>> start DATA SUPPLIED

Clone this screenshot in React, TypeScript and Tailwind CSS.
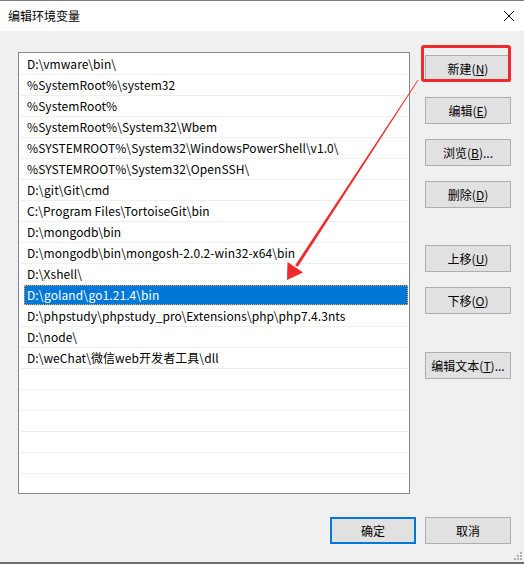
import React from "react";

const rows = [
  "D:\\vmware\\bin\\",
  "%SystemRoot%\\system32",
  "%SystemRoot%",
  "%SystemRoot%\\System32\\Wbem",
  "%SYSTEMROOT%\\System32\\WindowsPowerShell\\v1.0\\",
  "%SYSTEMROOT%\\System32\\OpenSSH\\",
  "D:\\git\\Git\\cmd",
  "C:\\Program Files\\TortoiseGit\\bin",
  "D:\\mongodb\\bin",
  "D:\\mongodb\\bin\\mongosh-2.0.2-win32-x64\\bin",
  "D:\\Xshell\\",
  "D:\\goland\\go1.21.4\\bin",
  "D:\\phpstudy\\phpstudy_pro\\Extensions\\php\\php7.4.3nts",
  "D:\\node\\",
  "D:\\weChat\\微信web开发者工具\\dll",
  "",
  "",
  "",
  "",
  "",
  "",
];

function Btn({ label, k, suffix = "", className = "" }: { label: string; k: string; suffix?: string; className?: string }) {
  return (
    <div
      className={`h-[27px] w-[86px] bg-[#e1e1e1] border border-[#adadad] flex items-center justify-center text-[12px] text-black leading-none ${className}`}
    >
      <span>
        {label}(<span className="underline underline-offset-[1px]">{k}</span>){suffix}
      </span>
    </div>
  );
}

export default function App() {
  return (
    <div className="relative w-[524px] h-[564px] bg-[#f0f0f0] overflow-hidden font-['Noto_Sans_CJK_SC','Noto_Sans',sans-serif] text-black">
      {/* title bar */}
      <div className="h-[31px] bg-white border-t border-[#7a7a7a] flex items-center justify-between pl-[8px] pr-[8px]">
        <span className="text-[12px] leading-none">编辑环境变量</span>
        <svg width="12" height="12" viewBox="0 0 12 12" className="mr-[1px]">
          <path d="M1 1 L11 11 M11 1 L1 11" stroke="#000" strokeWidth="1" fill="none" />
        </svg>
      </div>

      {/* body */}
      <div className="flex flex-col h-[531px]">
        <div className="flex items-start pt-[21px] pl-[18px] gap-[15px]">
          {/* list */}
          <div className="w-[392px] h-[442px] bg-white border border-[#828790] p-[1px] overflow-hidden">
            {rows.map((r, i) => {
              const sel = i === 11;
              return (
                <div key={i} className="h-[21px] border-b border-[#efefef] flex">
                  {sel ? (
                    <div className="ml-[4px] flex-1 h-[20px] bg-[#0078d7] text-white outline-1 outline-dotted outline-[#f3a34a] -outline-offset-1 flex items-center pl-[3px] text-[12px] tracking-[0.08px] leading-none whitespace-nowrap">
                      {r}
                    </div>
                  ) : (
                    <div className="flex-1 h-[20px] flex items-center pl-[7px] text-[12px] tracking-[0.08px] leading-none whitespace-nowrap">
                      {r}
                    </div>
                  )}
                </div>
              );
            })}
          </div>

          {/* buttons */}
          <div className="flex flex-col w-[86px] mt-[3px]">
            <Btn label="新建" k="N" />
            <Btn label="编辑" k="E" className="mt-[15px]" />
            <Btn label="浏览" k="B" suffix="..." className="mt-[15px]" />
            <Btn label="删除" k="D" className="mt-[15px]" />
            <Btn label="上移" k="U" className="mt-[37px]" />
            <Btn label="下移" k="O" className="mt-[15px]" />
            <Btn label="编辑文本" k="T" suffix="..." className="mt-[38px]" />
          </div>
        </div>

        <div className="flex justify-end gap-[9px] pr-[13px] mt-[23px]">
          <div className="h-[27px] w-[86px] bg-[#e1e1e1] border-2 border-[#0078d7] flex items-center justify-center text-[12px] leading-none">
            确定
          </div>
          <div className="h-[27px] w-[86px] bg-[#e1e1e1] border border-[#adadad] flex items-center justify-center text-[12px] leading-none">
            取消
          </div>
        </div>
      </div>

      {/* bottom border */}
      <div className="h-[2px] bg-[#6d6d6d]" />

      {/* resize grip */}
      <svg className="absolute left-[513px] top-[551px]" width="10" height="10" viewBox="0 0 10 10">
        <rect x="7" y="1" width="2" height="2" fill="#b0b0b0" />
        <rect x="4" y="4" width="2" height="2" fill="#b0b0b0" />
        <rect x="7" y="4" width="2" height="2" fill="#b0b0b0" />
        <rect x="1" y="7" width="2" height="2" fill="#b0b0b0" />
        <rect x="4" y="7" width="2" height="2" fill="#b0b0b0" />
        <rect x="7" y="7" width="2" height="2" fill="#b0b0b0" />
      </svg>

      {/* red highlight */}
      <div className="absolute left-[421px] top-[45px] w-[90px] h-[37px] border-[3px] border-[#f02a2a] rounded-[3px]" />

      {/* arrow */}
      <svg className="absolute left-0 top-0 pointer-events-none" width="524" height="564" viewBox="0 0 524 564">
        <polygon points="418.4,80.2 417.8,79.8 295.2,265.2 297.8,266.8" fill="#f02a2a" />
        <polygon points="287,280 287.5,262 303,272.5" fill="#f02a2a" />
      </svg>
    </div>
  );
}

>> end DATA SUPPLIED
>> start DATA SUPPLIED

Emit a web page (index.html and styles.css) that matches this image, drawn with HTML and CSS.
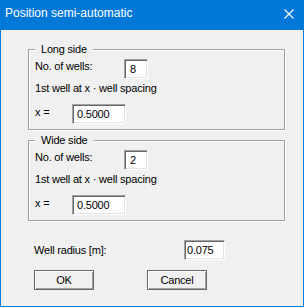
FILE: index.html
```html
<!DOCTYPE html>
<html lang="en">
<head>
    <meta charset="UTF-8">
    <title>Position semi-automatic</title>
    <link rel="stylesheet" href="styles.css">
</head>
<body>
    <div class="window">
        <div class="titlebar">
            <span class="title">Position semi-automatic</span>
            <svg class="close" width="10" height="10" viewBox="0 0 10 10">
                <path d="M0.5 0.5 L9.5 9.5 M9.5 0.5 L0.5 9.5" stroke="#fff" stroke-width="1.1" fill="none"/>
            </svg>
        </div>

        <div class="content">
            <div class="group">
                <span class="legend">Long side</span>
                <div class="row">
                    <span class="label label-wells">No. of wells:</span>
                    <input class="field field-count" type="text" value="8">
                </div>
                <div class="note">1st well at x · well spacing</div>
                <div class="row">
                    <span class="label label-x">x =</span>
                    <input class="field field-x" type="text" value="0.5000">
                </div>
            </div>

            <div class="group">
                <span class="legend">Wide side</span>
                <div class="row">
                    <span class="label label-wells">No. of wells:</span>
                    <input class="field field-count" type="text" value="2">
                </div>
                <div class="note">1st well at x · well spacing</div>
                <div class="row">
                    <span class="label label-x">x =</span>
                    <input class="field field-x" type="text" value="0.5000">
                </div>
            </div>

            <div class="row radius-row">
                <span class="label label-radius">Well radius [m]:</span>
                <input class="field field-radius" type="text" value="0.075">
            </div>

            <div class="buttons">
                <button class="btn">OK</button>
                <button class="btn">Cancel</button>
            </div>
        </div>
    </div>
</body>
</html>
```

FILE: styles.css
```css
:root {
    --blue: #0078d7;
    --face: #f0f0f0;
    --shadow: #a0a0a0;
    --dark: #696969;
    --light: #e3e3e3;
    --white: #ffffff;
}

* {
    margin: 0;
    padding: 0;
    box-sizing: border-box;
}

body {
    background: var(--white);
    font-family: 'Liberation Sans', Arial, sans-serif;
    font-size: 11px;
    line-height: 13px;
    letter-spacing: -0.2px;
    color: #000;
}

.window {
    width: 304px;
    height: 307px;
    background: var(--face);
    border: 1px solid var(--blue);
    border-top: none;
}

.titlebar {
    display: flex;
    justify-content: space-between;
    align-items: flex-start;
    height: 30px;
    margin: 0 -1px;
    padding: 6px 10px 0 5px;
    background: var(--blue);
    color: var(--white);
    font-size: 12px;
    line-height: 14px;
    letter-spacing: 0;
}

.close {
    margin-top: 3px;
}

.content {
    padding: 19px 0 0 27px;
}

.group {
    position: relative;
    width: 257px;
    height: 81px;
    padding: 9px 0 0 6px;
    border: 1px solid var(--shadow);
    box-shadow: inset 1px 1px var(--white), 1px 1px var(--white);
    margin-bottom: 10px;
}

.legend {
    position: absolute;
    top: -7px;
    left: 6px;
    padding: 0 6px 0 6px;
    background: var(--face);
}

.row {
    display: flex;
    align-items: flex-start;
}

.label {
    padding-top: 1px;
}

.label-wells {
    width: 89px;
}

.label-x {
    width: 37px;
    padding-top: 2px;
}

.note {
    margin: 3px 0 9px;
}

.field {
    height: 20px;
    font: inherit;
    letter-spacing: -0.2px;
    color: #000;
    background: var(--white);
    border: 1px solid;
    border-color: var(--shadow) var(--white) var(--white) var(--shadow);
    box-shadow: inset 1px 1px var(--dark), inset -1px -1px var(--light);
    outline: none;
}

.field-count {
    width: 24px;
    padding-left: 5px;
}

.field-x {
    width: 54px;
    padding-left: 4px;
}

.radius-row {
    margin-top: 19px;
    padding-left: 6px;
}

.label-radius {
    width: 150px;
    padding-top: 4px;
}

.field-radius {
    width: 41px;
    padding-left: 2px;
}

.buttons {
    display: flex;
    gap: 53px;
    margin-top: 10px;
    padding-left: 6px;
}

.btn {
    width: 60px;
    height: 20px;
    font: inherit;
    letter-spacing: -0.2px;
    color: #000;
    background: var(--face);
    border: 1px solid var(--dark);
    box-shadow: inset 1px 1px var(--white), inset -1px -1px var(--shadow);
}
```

>> end DATA SUPPLIED
>> start DATA SUPPLIED

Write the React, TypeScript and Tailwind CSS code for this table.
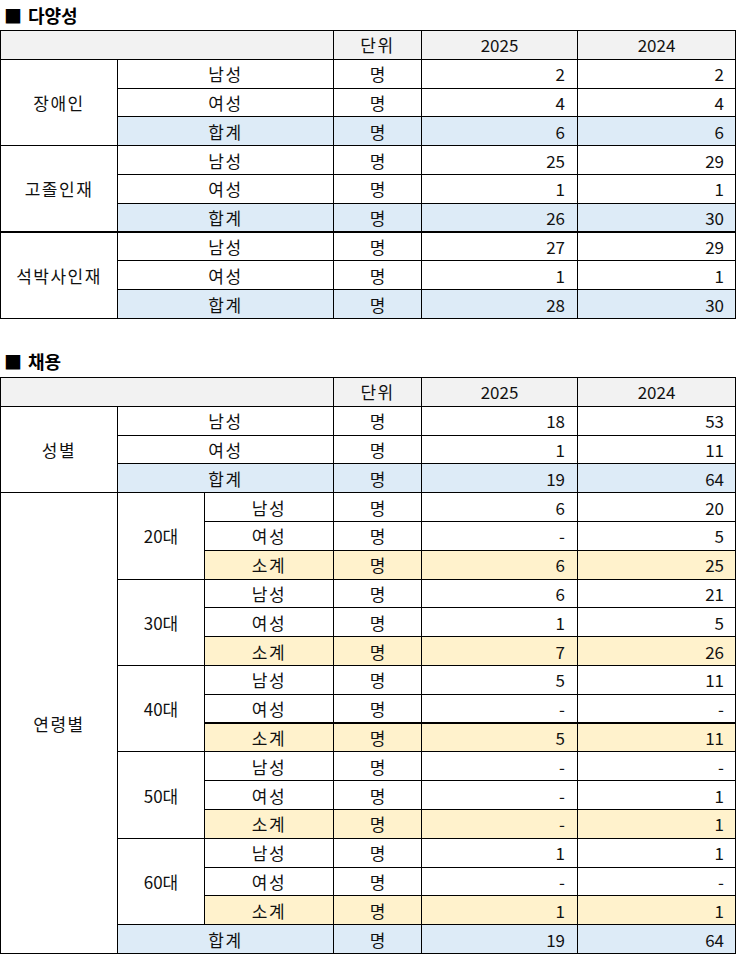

>> end DATA SUPPLIED

Scan the data above; copy every line where "TypeScript" appears.

• THE REPLY:
Clone this screenshot in React, TypeScript and Tailwind CSS.
Write the React, TypeScript and Tailwind CSS code for this table.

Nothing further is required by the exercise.